[start Information provided]

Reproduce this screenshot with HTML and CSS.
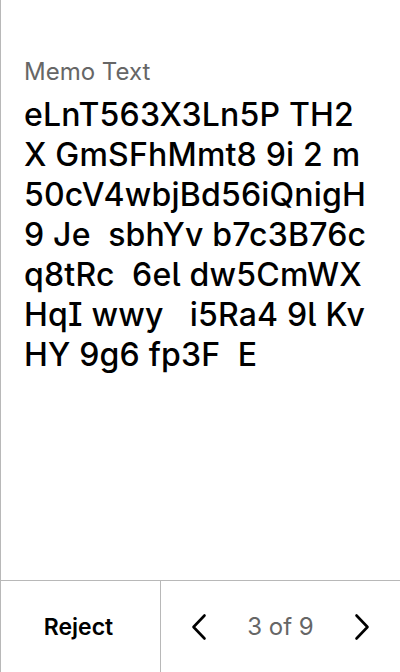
FILE: index.html
```html
<!DOCTYPE html>
<html>
<head>
<meta charset="utf-8">
<link rel="stylesheet" href="styles.css">
</head>
<body>
<div class="screen">
  <main class="content">
    <div class="label">Memo Text</div>
    <div class="memo">eLnT563X3Ln5P TH2 X GmSFhMmt8 9i 2 m 50cV4wbjBd56iQnigH 9 Je  sbhYv b7c3B76c q8tRc  6el dw5CmWX HqI wwy   i5Ra4 9l Kv HY 9g6 fp3F  E</div>
  </main>
  <footer class="bar">
    <div class="reject">Reject</div>
    <div class="pager">
      <span class="chev"><svg width="24" height="28" viewBox="0 0 24 28"><path d="M17.5 2.5 L6.5 14 L17.5 25.5" fill="none" stroke="#000" stroke-width="2.6" stroke-linecap="round" stroke-linejoin="round"/></svg></span>
      <span class="count">3 of 9</span>
      <span class="chev"><svg width="24" height="28" viewBox="0 0 24 28"><path d="M6.5 2.5 L17.5 14 L6.5 25.5" fill="none" stroke="#000" stroke-width="2.6" stroke-linecap="round" stroke-linejoin="round"/></svg></span>
    </div>
  </footer>
</div>
</body>
</html>
```
FILE: styles.css
```css
html, body {
  margin: 0;
  padding: 0;
  background: #fff;
}
.screen {
  width: 400px;
  height: 672px;
  box-sizing: border-box;
  border-left: 1px solid #b8b8b8;
  display: flex;
  flex-direction: column;
  font-family: Inter, "Noto Sans", sans-serif;
  font-feature-settings: "cv05" 1, "cv08" 1;
  color: #000;
}
.content {
  flex: 1;
  padding: 58px 23px 0 23px;
}
.label {
  font-size: 24px;
  line-height: 28px;
  color: #666;
  margin-bottom: 9px;
}
.memo {
  font-size: 32px;
  line-height: 40px;
  white-space: pre-wrap;
  font-weight: 500;
  letter-spacing: 0.2px;
}
.bar {
  height: 92px;
  border-top: 1px solid #b8b8b8;
  display: flex;
  box-sizing: border-box;
}
.reject {
  width: 160px;
  box-sizing: border-box;
  padding-right: 4px;
  border-right: 1px solid #b8b8b8;
  display: flex;
  align-items: center;
  justify-content: center;
  font-size: 23px;
  font-weight: 600;
}
.pager {
  flex: 1;
  display: flex;
  align-items: center;
  justify-content: space-between;
  padding: 0 26px;
}
.chev {
  display: flex;
  width: 24px;
  height: 28px;
}
.count {
  font-size: 24px;
  color: #666;
}
```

[end Information provided]

## What to do
Reproduce the material in its entirety and word for word, without the pictures.

## Reply to the task
Reproduce this screenshot with HTML and CSS.
FILE: index.html
```html
<!DOCTYPE html>
<html>
<head>
<meta charset="utf-8">
<link rel="stylesheet" href="styles.css">
</head>
<body>
<div class="screen">
  <main class="content">
    <div class="label">Memo Text</div>
    <div class="memo">eLnT563X3Ln5P TH2 X GmSFhMmt8 9i 2 m 50cV4wbjBd56iQnigH 9 Je  sbhYv b7c3B76c q8tRc  6el dw5CmWX HqI wwy   i5Ra4 9l Kv HY 9g6 fp3F  E</div>
  </main>
  <footer class="bar">
    <div class="reject">Reject</div>
    <div class="pager">
      <span class="chev"><svg width="24" height="28" viewBox="0 0 24 28"><path d="M17.5 2.5 L6.5 14 L17.5 25.5" fill="none" stroke="#000" stroke-width="2.6" stroke-linecap="round" stroke-linejoin="round"/></svg></span>
      <span class="count">3 of 9</span>
      <span class="chev"><svg width="24" height="28" viewBox="0 0 24 28"><path d="M6.5 2.5 L17.5 14 L6.5 25.5" fill="none" stroke="#000" stroke-width="2.6" stroke-linecap="round" stroke-linejoin="round"/></svg></span>
    </div>
  </footer>
</div>
</body>
</html>
```
FILE: styles.css
```css
html, body {
  margin: 0;
  padding: 0;
  background: #fff;
}
.screen {
  width: 400px;
  height: 672px;
  box-sizing: border-box;
  border-left: 1px solid #b8b8b8;
  display: flex;
  flex-direction: column;
  font-family: Inter, "Noto Sans", sans-serif;
  font-feature-settings: "cv05" 1, "cv08" 1;
  color: #000;
}
.content {
  flex: 1;
  padding: 58px 23px 0 23px;
}
.label {
  font-size: 24px;
  line-height: 28px;
  color: #666;
  margin-bottom: 9px;
}
.memo {
  font-size: 32px;
  line-height: 40px;
  white-space: pre-wrap;
  font-weight: 500;
  letter-spacing: 0.2px;
}
.bar {
  height: 92px;
  border-top: 1px solid #b8b8b8;
  display: flex;
  box-sizing: border-box;
}
.reject {
  width: 160px;
  box-sizing: border-box;
  padding-right: 4px;
  border-right: 1px solid #b8b8b8;
  display: flex;
  align-items: center;
  justify-content: center;
  font-size: 23px;
  font-weight: 600;
}
.pager {
  flex: 1;
  display: flex;
  align-items: center;
  justify-content: space-between;
  padding: 0 26px;
}
.chev {
  display: flex;
  width: 24px;
  height: 28px;
}
.count {
  font-size: 24px;
  color: #666;
}
```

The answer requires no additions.